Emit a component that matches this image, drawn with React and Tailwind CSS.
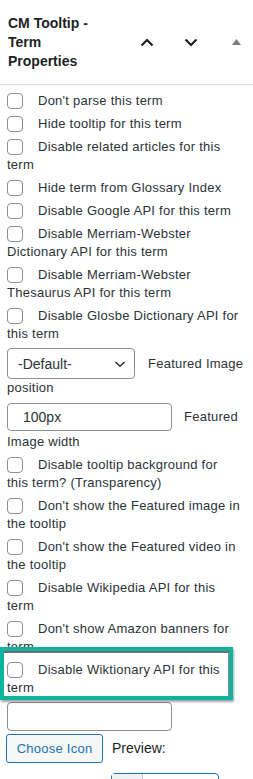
import React from 'react';

const font = { fontFamily: '"Liberation Sans", Arial, sans-serif' };

function Box() {
  return (
    <span className="inline-block w-4 h-4 align-middle -mt-[2px] mr-[15px] rounded-[4px] border border-[#8c8f94] bg-white" />
  );
}

function Row({ children }) {
  return (
    <div className="mb-[5px] leading-[18px]">
      <Box />
      {children}
    </div>
  );
}

function ChevronUp() {
  return (
    <svg width="14" height="9" viewBox="0 0 14 9" fill="none">
      <path d="M1.5 7.5L7 2l5.5 5.5" stroke="#1d2327" strokeWidth="2.2" />
    </svg>
  );
}

function ChevronDown() {
  return (
    <svg width="14" height="9" viewBox="0 0 14 9" fill="none">
      <path d="M1.5 1.5L7 7l5.5-5.5" stroke="#1d2327" strokeWidth="2.2" />
    </svg>
  );
}

export default function App() {
  const rows = [
    "Don't parse this term",
    'Hide tooltip for this term',
    'Disable related articles for this term',
    'Hide term from Glossary Index',
    'Disable Google API for this term',
    'Disable Merriam-Webster Dictionary API for this term',
    'Disable Merriam-Webster Thesaurus API for this term',
    'Disable Glosbe Dictionary API for this term',
  ];
  const rows2 = [
    'Disable tooltip background for this term? (Transparency)',
    "Don't show the Featured image in the tooltip",
    "Don't show the Featured video in the tooltip",
    'Disable Wikipedia API for this term',
    "Don't show Amazon banners for term",
  ];

  return (
    <div className="w-[253px] h-[779px] overflow-hidden bg-white text-[13px] tracking-[0.25px] text-[#2c3338]" style={font}>
      {/* header */}
      <div className="flex items-center h-[85px] border-b border-[#dcdcde]">
        <div className="w-[125px] pl-[8px]">
          <h2 className="max-w-[100px] text-[14px] leading-[19px] font-semibold tracking-normal text-[#1d2327]">
            CM Tooltip - Term Properties
          </h2>
        </div>
        <button className="w-[44px] h-[36px] flex items-center justify-center">
          <ChevronUp />
        </button>
        <button className="w-[44px] h-[36px] flex items-center justify-center">
          <ChevronDown />
        </button>
        <button className="w-[40px] h-[36px] flex items-center justify-center pl-[6px]">
          <svg width="9" height="6" viewBox="0 0 9 6">
            <path d="M4.5 0L9 6H0z" fill="#787c82" />
          </svg>
        </button>
      </div>

      <div className="pl-[7px] pr-[12px] pt-[7px]">
        {rows.map((r) => (
          <Row key={r}>{r}</Row>
        ))}

        <div className="leading-[18px] mb-[6px]">
          <div className="flex items-center">
            <div className="flex items-center justify-between shrink-0 w-[128px] h-[31px] mr-[13px] pl-[10px] pr-[8px] border border-[#8c8f94] rounded-[4px] text-[14px] tracking-normal text-[#2c3338]">
              <span>-Default-</span>
              <svg width="12" height="8" viewBox="0 0 12 8" fill="none">
                <path d="M1.5 2L6 6.3 10.5 2" stroke="#2c3338" strokeWidth="1.5" />
              </svg>
            </div>
            <span className="whitespace-nowrap">Featured Image</span>
          </div>
          <div>position</div>
        </div>

        <div className="leading-[18px] mb-[5px]">
          <div className="flex items-center">
            <div className="flex items-center shrink-0 w-[165px] h-[28px] mr-[12px] pl-[15px] border border-[#8c8f94] rounded-[4px] text-[14px] tracking-normal text-[#2c3338]">
              <span>100px</span>
            </div>
            <span className="whitespace-nowrap">Featured</span>
          </div>
          <div className="pt-[2px]">Image width</div>
        </div>

        {rows2.map((r) => (
          <Row key={r}>{r}</Row>
        ))}

        <div className="relative mb-[5px] leading-[18px]">
          <div className="absolute top-[-14px] bottom-[-3px] left-[-7px] right-[8px] bg-white border-[4px] border-[#10b39e] shadow-[inset_0_2px_0_#6f6f6f,inset_-1px_0_0_#8a8a8a,1px_2px_2px_rgba(0,0,0,0.35)]" />
          <div className="relative">
            <Box />
            Disable Wiktionary API for this term
          </div>
        </div>

        <div className="w-[165px] h-[29px] border border-[#8c8f94] rounded-[4px] bg-white" />

        <div className="flex items-center mt-[3px] -ml-[1px]">
          <button className="h-[29px] w-[97px] border border-[#2271b1] rounded-[3px] bg-[#f6f7f7] text-[#2271b1] text-[13px]">
            Choose Icon
          </button>
          <span className="ml-[9px] text-[14px] tracking-normal text-[#1d2327]">Preview:</span>
        </div>

        <div className="flex items-start mt-[10px]">
          <span className="w-[104px] pt-[4px] text-[13px] leading-[18px] text-[#2c3338]">Select icon size:</span>
          <div className="flex w-[108px] h-[30px] border border-[#2271b1] rounded-t-[4px]">
            <div className="w-[31px] bg-[#f0f0f1] border-r border-[#c3c4c7]" />
          </div>
        </div>
      </div>
    </div>
  );
}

WHAT IS ASKED:
Restate the listing above word for word, and skip the pictures.

RESULT:
Emit a component that matches this image, drawn with React and Tailwind CSS.
import React from 'react';

const font = { fontFamily: '"Liberation Sans", Arial, sans-serif' };

function Box() {
  return (
    <span className="inline-block w-4 h-4 align-middle -mt-[2px] mr-[15px] rounded-[4px] border border-[#8c8f94] bg-white" />
  );
}

function Row({ children }) {
  return (
    <div className="mb-[5px] leading-[18px]">
      <Box />
      {children}
    </div>
  );
}

function ChevronUp() {
  return (
    <svg width="14" height="9" viewBox="0 0 14 9" fill="none">
      <path d="M1.5 7.5L7 2l5.5 5.5" stroke="#1d2327" strokeWidth="2.2" />
    </svg>
  );
}

function ChevronDown() {
  return (
    <svg width="14" height="9" viewBox="0 0 14 9" fill="none">
      <path d="M1.5 1.5L7 7l5.5-5.5" stroke="#1d2327" strokeWidth="2.2" />
    </svg>
  );
}

export default function App() {
  const rows = [
    "Don't parse this term",
    'Hide tooltip for this term',
    'Disable related articles for this term',
    'Hide term from Glossary Index',
    'Disable Google API for this term',
    'Disable Merriam-Webster Dictionary API for this term',
    'Disable Merriam-Webster Thesaurus API for this term',
    'Disable Glosbe Dictionary API for this term',
  ];
  const rows2 = [
    'Disable tooltip background for this term? (Transparency)',
    "Don't show the Featured image in the tooltip",
    "Don't show the Featured video in the tooltip",
    'Disable Wikipedia API for this term',
    "Don't show Amazon banners for term",
  ];

  return (
    <div className="w-[253px] h-[779px] overflow-hidden bg-white text-[13px] tracking-[0.25px] text-[#2c3338]" style={font}>
      {/* header */}
      <div className="flex items-center h-[85px] border-b border-[#dcdcde]">
        <div className="w-[125px] pl-[8px]">
          <h2 className="max-w-[100px] text-[14px] leading-[19px] font-semibold tracking-normal text-[#1d2327]">
            CM Tooltip - Term Properties
          </h2>
        </div>
        <button className="w-[44px] h-[36px] flex items-center justify-center">
          <ChevronUp />
        </button>
        <button className="w-[44px] h-[36px] flex items-center justify-center">
          <ChevronDown />
        </button>
        <button className="w-[40px] h-[36px] flex items-center justify-center pl-[6px]">
          <svg width="9" height="6" viewBox="0 0 9 6">
            <path d="M4.5 0L9 6H0z" fill="#787c82" />
          </svg>
        </button>
      </div>

      <div className="pl-[7px] pr-[12px] pt-[7px]">
        {rows.map((r) => (
          <Row key={r}>{r}</Row>
        ))}

        <div className="leading-[18px] mb-[6px]">
          <div className="flex items-center">
            <div className="flex items-center justify-between shrink-0 w-[128px] h-[31px] mr-[13px] pl-[10px] pr-[8px] border border-[#8c8f94] rounded-[4px] text-[14px] tracking-normal text-[#2c3338]">
              <span>-Default-</span>
              <svg width="12" height="8" viewBox="0 0 12 8" fill="none">
                <path d="M1.5 2L6 6.3 10.5 2" stroke="#2c3338" strokeWidth="1.5" />
              </svg>
            </div>
            <span className="whitespace-nowrap">Featured Image</span>
          </div>
          <div>position</div>
        </div>

        <div className="leading-[18px] mb-[5px]">
          <div className="flex items-center">
            <div className="flex items-center shrink-0 w-[165px] h-[28px] mr-[12px] pl-[15px] border border-[#8c8f94] rounded-[4px] text-[14px] tracking-normal text-[#2c3338]">
              <span>100px</span>
            </div>
            <span className="whitespace-nowrap">Featured</span>
          </div>
          <div className="pt-[2px]">Image width</div>
        </div>

        {rows2.map((r) => (
          <Row key={r}>{r}</Row>
        ))}

        <div className="relative mb-[5px] leading-[18px]">
          <div className="absolute top-[-14px] bottom-[-3px] left-[-7px] right-[8px] bg-white border-[4px] border-[#10b39e] shadow-[inset_0_2px_0_#6f6f6f,inset_-1px_0_0_#8a8a8a,1px_2px_2px_rgba(0,0,0,0.35)]" />
          <div className="relative">
            <Box />
            Disable Wiktionary API for this term
          </div>
        </div>

        <div className="w-[165px] h-[29px] border border-[#8c8f94] rounded-[4px] bg-white" />

        <div className="flex items-center mt-[3px] -ml-[1px]">
          <button className="h-[29px] w-[97px] border border-[#2271b1] rounded-[3px] bg-[#f6f7f7] text-[#2271b1] text-[13px]">
            Choose Icon
          </button>
          <span className="ml-[9px] text-[14px] tracking-normal text-[#1d2327]">Preview:</span>
        </div>

        <div className="flex items-start mt-[10px]">
          <span className="w-[104px] pt-[4px] text-[13px] leading-[18px] text-[#2c3338]">Select icon size:</span>
          <div className="flex w-[108px] h-[30px] border border-[#2271b1] rounded-t-[4px]">
            <div className="w-[31px] bg-[#f0f0f1] border-r border-[#c3c4c7]" />
          </div>
        </div>
      </div>
    </div>
  );
}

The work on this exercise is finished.